Dozens of anxious relatives of 11 miners trapped underground by an explosion in central China gathered outside the site today as rescuers battled tons of coal dust in a bid to reach them.
The number of miners confirmed dead rose by five to 26, state media said.
China’s crisis happened as the world was still celebrating Chile’s successful rescue of 33 miners trapped for more than two months. Chinese media had detailed coverage as the Chilean men emerged to cheers.
Some in China asked whether their own officials would make as much of an effort in a similar disaster and be just as open about the progress of rescue efforts. The test came quickly for China, whose mining industry is the most dangerous in the world.
Yesterday’s blast at the Pingyu Coal & Electric mine occurred as workers were drilling a hole to release pressure from a gas build-up to decrease the risk of explosions, the state work safety administration said.
State media said 70 rescuers had been sent to the site in Henan province after the early-morning explosion.
But hopes of rescuing the remaining trapped workers were fading as they were buried under coal and it could take three or four days to try to find them, said a report by China National Radio.
Rescuers also faced dangerous gas levels and the risk of falling rocks as they worked their way into the mine pit.
The explosion unleashed more than 2,500 tons of coal dust, an engineer for one of the mine’s parent companies, Du Bo, told the state-run Xinhua News Agency.
A rescue spokesman told Xinhua that workers had located the trapped miners, but must clear tons of coal dust from the mine shaft to reach them.
Today two dozen police officers were stationed outside the mine’s main gate, preventing anyone from entering the site without authorisation.
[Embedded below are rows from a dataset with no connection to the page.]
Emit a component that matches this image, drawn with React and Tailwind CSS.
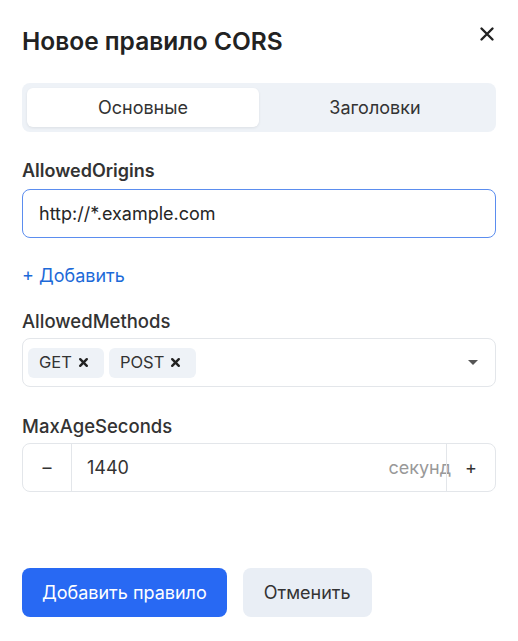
import { useState } from "react";

function Chip({ label }) {
  return (
    <span className="flex items-center h-[30px] pl-[11px] pr-[15px] gap-[6px] rounded-md bg-[#eef2f7] text-[16.5px] text-[#333]">
      {label}
      <svg width="11" height="11" viewBox="0 0 10 10" className="text-[#222]">
        <path d="M2 2 L8 8 M8 2 L2 8" stroke="currentColor" strokeWidth="2.2" strokeLinecap="round" />
      </svg>
    </span>
  );
}

export default function App() {
  const [tab, setTab] = useState("main");

  return (
    <div className="w-[518px] h-[641px] bg-white px-[22px] text-[#262626]" style={{ fontFamily: "Inter, 'Noto Sans', sans-serif" }}>
      {/* Header */}
      <div className="flex items-start justify-between pt-[26px]">
        <h2 className="text-[24.5px] leading-[30px] font-semibold text-[#222]">Новое правило CORS</h2>
        <button className="mt-[0px] mr-[1px] text-[#222]">
          <svg width="16" height="16" viewBox="0 0 16 16">
            <path d="M2.5 2.5 L13.5 13.5 M13.5 2.5 L2.5 13.5" stroke="currentColor" strokeWidth="2.4" strokeLinecap="round" />
          </svg>
        </button>
      </div>

      {/* Tabs */}
      <div className="mt-[27px] h-[49px] p-[5px] rounded-lg bg-[#eef2f7] flex">
        <button
          onClick={() => setTab("main")}
          className={`flex-1 rounded-md text-[18px] text-[#333] ${tab === "main" ? "bg-white shadow-[0_1px_3px_rgba(0,0,0,0.08)]" : ""}`}
        >
          Основные
        </button>
        <button
          onClick={() => setTab("headers")}
          className={`flex-1 rounded-md text-[18px] text-[#333] ${tab === "headers" ? "bg-white shadow-[0_1px_3px_rgba(0,0,0,0.08)]" : ""}`}
        >
          Заголовки
        </button>
      </div>

      {/* AllowedOrigins */}
      <div className="mt-[27px] text-[18px] leading-[24px] font-semibold text-[#333]">AllowedOrigins</div>
      <div className="mt-[6px] h-[49px] rounded-lg border border-[#5b8def] flex items-center px-[16px] text-[18px] text-[#262626]">
        http://*.example.com
      </div>
      <button className="mt-[26px] block text-[18px] leading-[24px] text-[#1d6ad8]">+ Добавить</button>

      {/* AllowedMethods */}
      <div className="mt-[21px] text-[18.5px] leading-[24px] font-medium text-[#333]">AllowedMethods</div>
      <div className="mt-[5px] h-[49px] rounded-lg border border-[#e3e6ea] flex items-center pl-[5px] pr-[16px]">
        <div className="flex gap-[5px] flex-1">
          <Chip label="GET" />
          <Chip label="POST" />
        </div>
        <svg width="12" height="7" viewBox="0 0 12 7" className="text-[#555]">
          <path d="M1 1 H11 L6 6 Z" fill="currentColor" />
        </svg>
      </div>

      {/* MaxAgeSeconds */}
      <div className="mt-[27px] text-[18.5px] leading-[24px] font-medium text-[#333]">MaxAgeSeconds</div>
      <div className="mt-[5px] h-[49px] rounded-lg border border-[#e3e6ea] flex items-stretch">
        <button className="w-[49px] border-r border-[#e3e6ea] flex items-center justify-center text-[18px] text-[#333]">–</button>
        <div className="flex-1 flex items-center pl-[15px] text-[18px] text-[#333]">1440</div>
        <div className="flex items-center text-[18px] text-[#999] -mr-[5px]">секунд</div>
        <button className="w-[49px] border-l border-[#e3e6ea] flex items-center justify-center text-[18px] text-[#333]">+</button>
      </div>

      {/* Actions */}
      <div className="mt-[76px] flex gap-[16px]">
        <button className="h-[49px] px-[20px] rounded-lg bg-[#2869f3] text-white text-[18px]">Добавить правило</button>
        <button className="h-[49px] px-[21px] rounded-lg bg-[#e9eef5] text-[#333] text-[18px]">Отменить</button>
      </div>
    </div>
  );
}
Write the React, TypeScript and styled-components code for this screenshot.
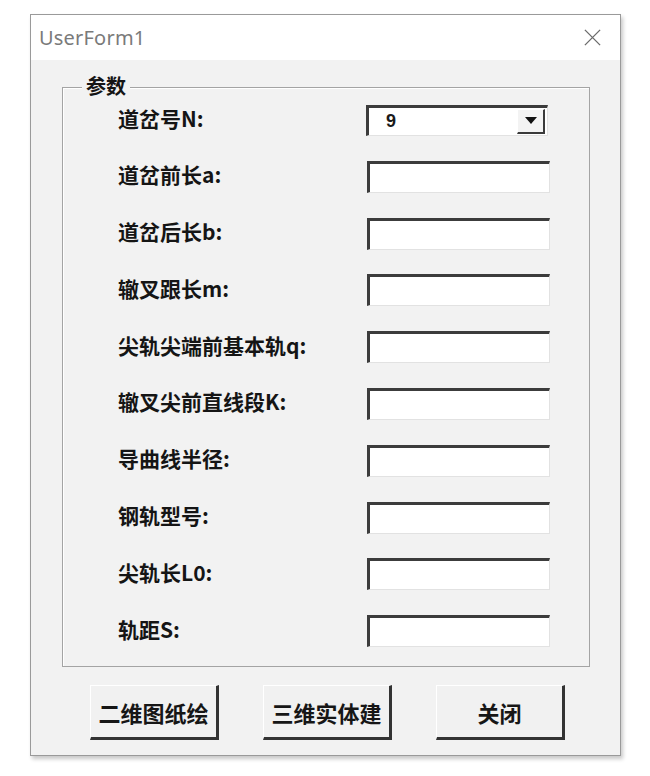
import * as React from "react";
import styled, { createGlobalStyle } from "styled-components";

type TField = {
  label: string;
  value?: string;
  select?: boolean;
};

const fields: TField[] = [
  { label: "道岔号N:", value: "9", select: true },
  { label: "道岔前长a:" },
  { label: "道岔后长b:" },
  { label: "辙叉跟长m:" },
  { label: "尖轨尖端前基本轨q:" },
  { label: "辙叉尖前直线段K:" },
  { label: "导曲线半径:" },
  { label: "钢轨型号:" },
  { label: "尖轨长L0:" },
  { label: "轨距S:" }
];

const buttons = ["二维图纸绘", "三维实体建", "关闭"];

const GlobalStyle = createGlobalStyle`
  html, body {
    margin: 0;
    padding: 0;
    background: #ffffff;
  }
  body {
    font-family: "Noto Sans", "Noto Sans CJK SC", sans-serif;
  }
  * {
    box-sizing: border-box;
  }
`;

export default function App() {
  return (
    <Page>
      <GlobalStyle />
      <Window>
        <TitleBar>
          <Title>UserForm1</Title>
          <CloseIcon viewBox="0 0 20 20">
            <path d="M2 2 L18 18 M18 2 L2 18" stroke="#6b6b6b" strokeWidth="1.4" fill="none" />
          </CloseIcon>
        </TitleBar>
        <Body>
          <Frame>
            <FrameTitle>参数</FrameTitle>
            <FieldGrid>
              {fields.map(({ label, value, select }) => (
                <React.Fragment key={label}>
                  <FieldLabel>{label}</FieldLabel>
                  {select ? (
                    <ComboBox>
                      <ComboValue>{value}</ComboValue>
                      <ComboButton>
                        <svg width="12" height="8" viewBox="0 0 12 8">
                          <path d="M0 0 H12 L6 7 Z" fill="#111" />
                        </svg>
                      </ComboButton>
                    </ComboBox>
                  ) : (
                    <TextBox />
                  )}
                </React.Fragment>
              ))}
            </FieldGrid>
          </Frame>
          <ButtonRow>
            {buttons.map((b) => (
              <CmdButton key={b}>{b}</CmdButton>
            ))}
          </ButtonRow>
        </Body>
      </Window>
    </Page>
  );
}

const Page = styled.div`
  width: 650px;
  height: 776px;
  padding: 14px 0 0 30px;
`;

const Window = styled.div`
  width: 591px;
  height: 742px;
  border: 1px solid #9a9a9a;
  background: #f2f2f2;
  display: flex;
  flex-direction: column;
  box-shadow: 2px 3px 4px rgba(0, 0, 0, 0.22);
`;

const TitleBar = styled.div`
  flex: 0 0 45px;
  background: #ffffff;
  display: flex;
  align-items: center;
  justify-content: space-between;
  padding: 0 18px 0 8px;
`;

const Title = styled.div`
  font-family: "Noto Sans", "Open Sans", sans-serif;
  font-size: 20px;
  color: #7a7a7a;
  letter-spacing: 0.2px;
`;

const CloseIcon = styled.svg`
  width: 19px;
  height: 19px;
`;

const Body = styled.div`
  flex: auto;
  padding: 27px 0 0 31px;
`;

const Frame = styled.div`
  width: 528px;
  height: 580px;
  border: 1px solid #a4a4a4;
  box-shadow: inset 1px 1px 0 #ffffff;
`;

const FrameTitle = styled.div`
  width: fit-content;
  margin: -10px 0 0 19px;
  padding: 0 4px;
  height: 16px;
  line-height: 16px;
  background: #f2f2f2;
  font-family: "Noto Sans CJK SC", sans-serif;
  font-weight: 700;
  font-size: 20px;
  color: #151515;
`;

const FieldGrid = styled.div`
  display: grid;
  grid-template-columns: 249px 183px;
  grid-auto-rows: 52px;
  row-gap: 4.8px;
  padding-left: 55px;
  align-items: center;
`;

const FieldLabel = styled.div`
  font-family: "Noto Sans CJK SC", sans-serif;
  font-weight: 700;
  font-size: 21px;
  line-height: 24px;
  color: #151515;
  margin-top: -5px;
  white-space: nowrap;
`;

const TextBox = styled.div`
  height: 32px;
  background: #ffffff;
  border-top: 3px solid #3c3c3c;
  border-left: 3px solid #3c3c3c;
  border-right: 1px solid #e2e2e2;
  border-bottom: 1px solid #e2e2e2;
`;

const ComboBox = styled(TextBox)`
  height: 31px;
  width: 182px;
  margin-left: -1px;
  display: flex;
  align-items: center;
  justify-content: space-between;
  padding: 0 2px 0 17px;
`;

const ComboValue = styled.span`
  font-family: "Liberation Sans", sans-serif;
  font-weight: 700;
  font-size: 18px;
  color: #1a1a1a;
`;

const ComboButton = styled.div`
  width: 28px;
  height: 25px;
  display: flex;
  align-items: center;
  justify-content: center;
  background: #f3f3f3;
  border-right: 2px solid #3a3a3a;
  border-bottom: 2px solid #3a3a3a;
  border-top: 1px solid #ffffff;
  border-left: 1px solid #ffffff;
`;

const ButtonRow = styled.div`
  display: flex;
  gap: 44px;
  padding: 18px 0 0 28px;
`;

const CmdButton = styled.div`
  width: 129px;
  height: 55px;
  display: flex;
  align-items: center;
  justify-content: center;
  background: #f1f1f1;
  border-top: 1px solid #ffffff;
  border-left: 1px solid #ffffff;
  border-right: 3px solid #333333;
  border-bottom: 3px solid #333333;
  font-family: "Noto Sans CJK SC", sans-serif;
  font-weight: 700;
  font-size: 22px;
  color: #161616;
`;
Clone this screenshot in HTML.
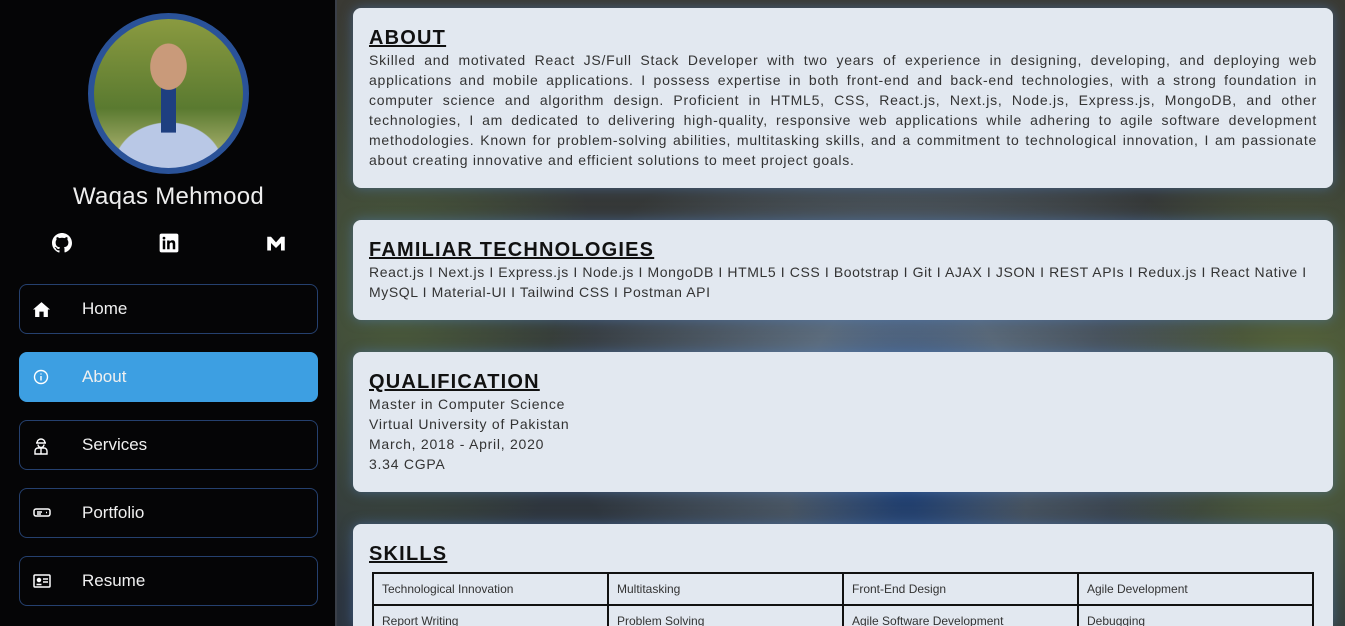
<!DOCTYPE html>
<html><head><meta charset="utf-8"><style>
*{box-sizing:border-box;margin:0;padding:0}
html,body{width:1345px;height:626px;overflow:hidden}
body{font-family:"Liberation Sans",sans-serif;position:relative;background:#2a3440}
.wrap{position:absolute;left:0;top:0;width:1345px;height:626px;overflow:hidden}
.bg{position:absolute;left:337px;top:0;width:1008px;height:626px;background:
radial-gradient(ellipse 120px 200px at 570px 480px,#1d3c6e 0%,rgba(29,60,110,0) 100%),
radial-gradient(ellipse 350px 260px at 560px 380px,#6b7f95 0%,rgba(107,127,149,0) 100%),
radial-gradient(ellipse 200px 300px at 60px 300px,#4a5a3a 0%,rgba(74,90,58,0) 100%),
radial-gradient(ellipse 200px 300px at 960px 400px,#5a6a3a 0%,rgba(90,106,58,0) 100%),
linear-gradient(#3a3a34,#2c3540)}
.side{position:absolute;left:0;top:0;width:337px;height:626px;background:#050506;border-right:2px solid #3a3f48}
.av{position:absolute;left:88px;top:13px;width:161px;height:161px;border-radius:50%;border:6px solid #2a5298;background:
radial-gradient(ellipse 30px 38px at 50% 32%,#c99a7a 60%,transparent 62%),
linear-gradient(90deg,transparent 45%,#1e3f80 45%,#1e3f80 55%,transparent 55%) 0 60%/100% 40% no-repeat,
radial-gradient(ellipse 60px 50px at 50% 100%,#b9c8e6 90%,transparent 92%),
linear-gradient(#8a9a40,#5a7a30 60%,#c0c080)}
.name{position:absolute;left:0;width:337px;top:183px;text-align:center;color:#eee;font-size:24px;letter-spacing:.3px}
.ic{position:absolute;top:233px;width:20px;height:20px}
.nav{position:absolute;left:19px;width:299px;height:50px;border:1px solid #25406e;border-radius:8px;color:#f0f0f0;font-size:17px}
.nav span{position:absolute;left:62px;top:14px}
.nav svg{position:absolute;left:13px;top:16px}
.nav.act{background:#3d9fe2;border-color:#3d9fe2}
.card{position:absolute;left:353px;width:980px;background:#e2e8f0;border-radius:8px;padding:18px 16px;color:#333;box-shadow:0 0 12px rgba(80,130,200,.5);overflow:hidden}
h2{font-size:20px;letter-spacing:1.2px;text-decoration:underline;color:#111;line-height:24px;text-decoration-thickness:2px}
p{font-size:14px;line-height:20px;letter-spacing:.75px;text-align:justify;color:#333}
table{border-collapse:collapse;margin:6px 0 0 3px;width:942px}
td{border:2px solid #111;font-size:12px;padding:8px 8px;width:25%;color:#333}
</style></head><body><div class="wrap">
<div class="bg"></div>
<div class="side">
<div class="av"></div>
<div class="name">Waqas Mehmood</div>
<svg class="ic" style="left:52px" viewBox="0 0 16 16" fill="#fff"><path d="M8 0C3.6 0 0 3.6 0 8c0 3.5 2.3 6.5 5.5 7.6.4.1.5-.2.5-.4v-1.4c-2.2.5-2.7-1-2.7-1-.4-.9-.9-1.2-.9-1.2-.7-.5.1-.5.1-.5.8.1 1.2.8 1.2.8.7 1.2 1.9.9 2.3.7.1-.5.3-.9.5-1.1-1.8-.2-3.6-.9-3.6-4 0-.9.3-1.6.8-2.1-.1-.2-.4-1 .1-2.1 0 0 .7-.2 2.2.8.6-.2 1.3-.3 2-.3s1.4.1 2 .3c1.5-1 2.2-.8 2.2-.8.4 1.1.2 1.9.1 2.1.5.6.8 1.3.8 2.1 0 3.1-1.9 3.7-3.6 3.9.3.3.5.8.5 1.5v2.2c0 .2.1.5.6.4C13.7 14.5 16 11.5 16 8c0-4.4-3.6-8-8-8z"/></svg>
<svg class="ic" style="left:159px" viewBox="0 0 16 16"><rect x="0.5" y="0.5" width="15" height="15" rx="1.5" fill="#fff"/><path d="M3 6h2v7H3zM4 3a1.1 1.1 0 110 2.2A1.1 1.1 0 014 3zM6.5 6h2v1c.4-.7 1.2-1.2 2.2-1.2 2 0 2.3 1.3 2.3 3V13h-2V9.4c0-.8 0-1.8-1.1-1.8s-1.4.9-1.4 1.8V13h-2z" fill="#000"/></svg>
<svg class="ic" style="left:266px" viewBox="0 0 16 16" fill="#fff"><path d="M1 3h3l4 4.5L12 3h3v11h-3V8l-4 4-4-4v6H1z"/></svg>
<div class="nav" style="top:284px"><svg width="17" height="17" viewBox="0 0 16 16" fill="#fff"><path d="M8 1L0 8h2v7h4v-5h4v5h4V8h2z"/></svg><span>Home</span></div>
<div class="nav act" style="top:352px"><svg width="16" height="16" viewBox="0 0 16 16" fill="none" stroke="#fff" stroke-width="1.4"><circle cx="8" cy="8" r="6.5"/><path d="M8 7v4.5M8 4.5v1"/></svg><span>About</span></div>
<div class="nav" style="top:420px"><svg width="16" height="18" viewBox="0 0 16 18" fill="none" stroke="#fff" stroke-width="1.4"><path d="M4 6a4 4 0 018 0zM3 6h10M5 7.5a3 3 0 006 0M2 17v-3a3 3 0 013-3h6a3 3 0 013 3v3zM8 11v6"/></svg><span>Services</span></div>
<div class="nav" style="top:488px"><svg width="18" height="16" viewBox="0 0 18 16" fill="none" stroke="#fff" stroke-width="1.5"><rect x="1" y="4" width="16" height="7" rx="2"/><path d="M4 7h5M4 9h4M13 7.5h1"/></svg><span>Portfolio</span></div>
<div class="nav" style="top:556px"><svg width="18" height="16" viewBox="0 0 18 16" fill="none" stroke="#fff" stroke-width="1.5"><rect x="1" y="2" width="16" height="12" rx="1"/><circle cx="6" cy="7" r="1.5" fill="#fff"/><path d="M3.5 11.5h5M10 6h5M10 9h5" /></svg><span>Resume</span></div>
</div>
<div class="card" style="top:8px;height:180px"><h2>ABOUT</h2><p>Skilled and motivated React JS/Full Stack Developer with two years of experience in designing, developing, and deploying web applications and mobile applications. I possess expertise in both front-end and back-end technologies, with a strong foundation in computer science and algorithm design. Proficient in HTML5, CSS, React.js, Next.js, Node.js, Express.js, MongoDB, and other technologies, I am dedicated to delivering high-quality, responsive web applications while adhering to agile software development methodologies. Known for problem-solving abilities, multitasking skills, and a commitment to technological innovation, I am passionate about creating innovative and efficient solutions to meet project goals.</p></div>
<div class="card" style="top:220px;height:100px"><h2>FAMILIAR TECHNOLOGIES</h2><p style="text-align:left;letter-spacing:.6px">React.js I Next.js I Express.js I Node.js I MongoDB I HTML5 I CSS I Bootstrap I Git I AJAX I JSON I REST APIs I Redux.js I React Native I<br>MySQL I Material-UI I Tailwind CSS I Postman API</p></div>
<div class="card" style="top:352px;height:140px"><h2>QUALIFICATION</h2><p>Master in Computer Science<br>Virtual University of Pakistan<br>March, 2018 - April, 2020<br>3.34 CGPA</p></div>
<div class="card" style="top:524px;height:102px;border-radius:8px 8px 0 0"><h2>SKILLS</h2><table><tr><td>Technological Innovation</td><td>Multitasking</td><td>Front-End Design</td><td>Agile Development</td></tr><tr><td>Report Writing</td><td>Problem Solving</td><td>Agile Software Development</td><td>Debugging</td></tr></table></div>
</div></body></html>
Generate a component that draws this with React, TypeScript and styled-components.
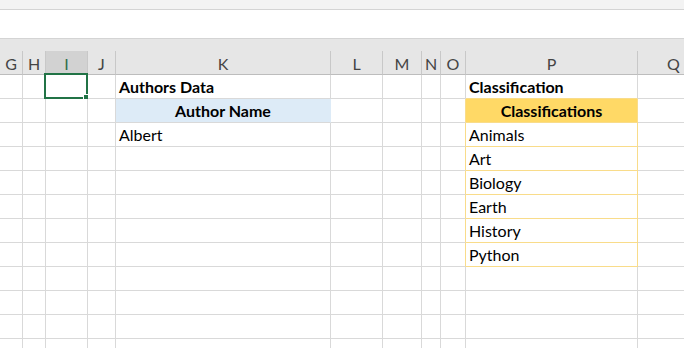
import React from 'react';
import styled, { createGlobalStyle } from 'styled-components';

const GlobalStyle = createGlobalStyle`
	html, body {
		margin: 0;
		padding: 0;
		background: #ffffff;
		overflow: hidden;
	}
	body {
		font-family: Lato, 'Open Sans', sans-serif;
	}
`;

const COLS = [
	{ name: 'G', width: 23 },
	{ name: 'H', width: 23 },
	{ name: 'I', width: 42 },
	{ name: 'J', width: 28 },
	{ name: 'K', width: 215 },
	{ name: 'L', width: 52 },
	{ name: 'M', width: 39 },
	{ name: 'N', width: 19 },
	{ name: 'O', width: 25 },
	{ name: 'P', width: 172 },
	{ name: 'Q', width: 72 },
];

const template = COLS.map((c) => `${c.width}px`).join(' ');

const GRID = '#d9d9d9';
const TABLE_LINE = '#f9dc8a';
const BLUE = '#ddebf7';
const GOLD = '#ffd966';

type CellData = { text: string; bold?: boolean; center?: boolean; fill?: string };

const classes = ['Animals', 'Art', 'Biology', 'Earth', 'History', 'Python'];

const rows: Record<string, CellData>[] = [
	{ K: { text: 'Authors Data', bold: true }, P: { text: 'Classification', bold: true } },
	{
		K: { text: 'Author Name', bold: true, center: true, fill: BLUE },
		P: { text: 'Classifications', bold: true, center: true, fill: GOLD },
	},
	{ K: { text: 'Albert' }, P: { text: classes[0] } },
	...classes.slice(1).map((c) => ({ P: { text: c } })),
	{},
	{},
	{},
	{},
	{},
];

const Page = styled.div`
	width: 684px;
	height: 348px;
	overflow: hidden;
	display: flex;
	flex-direction: column;
`;

const TopStrip = styled.div`
	height: 9px;
	flex-shrink: 0;
	background: #f3f3f3;
	border-bottom: 1px solid #d4d4d4;
`;

const FormulaBar = styled.div`
	height: 28px;
	flex-shrink: 0;
	background: #ffffff;
	border-bottom: 1px solid #d4d4d4;
`;

const HeaderArea = styled.div`
	flex-shrink: 0;
	background: #e6e6e6;
	padding-top: 12px;
`;

const Grid = styled.div`
	display: grid;
	grid-template-columns: ${template};
	grid-auto-rows: 24px;
	width: max-content;
`;

const ColHeader = styled.div<{ $active?: boolean }>`
	box-sizing: border-box;
	height: 24px;
	border-right: 1px solid #c8c8c8;
	border-bottom: 1px solid #bdbdbd;
	background: ${(p) => (p.$active ? '#d2d2d2' : '#e6e6e6')};
	color: ${(p) => (p.$active ? '#2f6e49' : '#444444')};
	font-size: 16px;
	display: flex;
	align-items: center;
	justify-content: center;
	padding-top: 1px;
`;

const Cell = styled.div<{
	$bold?: boolean;
	$center?: boolean;
	$fill?: string;
	$right?: string;
	$bottom?: string;
}>`
	position: relative;
	box-sizing: border-box;
	border-right: 1px solid ${(p) => p.$right || GRID};
	border-bottom: 1px solid ${(p) => p.$bottom || GRID};
	background: ${(p) => p.$fill || '#ffffff'};
	font-size: 16px;
	font-weight: ${(p) => (p.$bold ? 700 : 400)};
	color: #000000;
	display: flex;
	align-items: flex-end;
	justify-content: ${(p) => (p.$center ? 'center' : 'flex-start')};
	padding: 0 3px 2px 3px;
	white-space: nowrap;
	overflow: visible;
`;

const Selection = styled.div`
	position: absolute;
	top: -2px;
	left: -2px;
	right: -1px;
	bottom: -1px;
	border: 2px solid #217346;
	pointer-events: none;
`;

const Handle = styled.div`
	position: absolute;
	right: -4px;
	bottom: -4px;
	width: 5px;
	height: 5px;
	background: #217346;
	border: 1px solid #ffffff;
`;

const inTable = (r: number) => r >= 1 && r <= 7;

const App = () => {
	return (
		<Page>
			<GlobalStyle />
			<TopStrip />
			<FormulaBar />
			<HeaderArea>
				<Grid>
					{COLS.map((c) => (
						<ColHeader key={c.name} $active={c.name === 'I'}>
							{c.name}
						</ColHeader>
					))}
				</Grid>
			</HeaderArea>
			<Grid>
				{rows.map((row, r) =>
					COLS.map((c) => {
						const d = row[c.name];
						let right: string | undefined;
						let bottom: string | undefined;
						if (d?.fill) right = d.fill;
						if (inTable(r) && (c.name === 'O' || c.name === 'P')) right = TABLE_LINE;
						if (c.name === 'P' && r <= 7) bottom = TABLE_LINE;
						return (
							<Cell
								key={`${c.name}${r}`}
								$bold={d?.bold}
								$center={d?.center}
								$fill={d?.fill}
								$right={right}
								$bottom={bottom}
							>
								{d?.text}
								{r === 0 && c.name === 'I' && (
									<Selection>
										<Handle />
									</Selection>
								)}
							</Cell>
						);
					})
				)}
			</Grid>
		</Page>
	);
};

export default App;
About 50 of the
trapped miners’ friends and relatives quietly waited outside, some of them tearful. Murmured discussion of the mine’s poor safety record could be heard.
Another gas blast at the same mine two years ago killed 23 people, state media said.
It was not clear if the miners were alive or how far underground they were trapped in the mine in the city of Yuzhou, about 600km south of Beijing.
China celebrated its own stunning mine rescue earlier this year, when 115 miners were pulled from a flooded mine in the northern province of Shanxi after more than a week underground.
The miners survived by eating sawdust, tree bark, paper and even coal. Some strapped themselves to the walls of the shafts with their belts to avoid drowning while they slept.
But it was a rare bright spot. About 2,600 people were killed in mining accidents last year and the country’s leaders have been making a high-profile push to improve mine safety.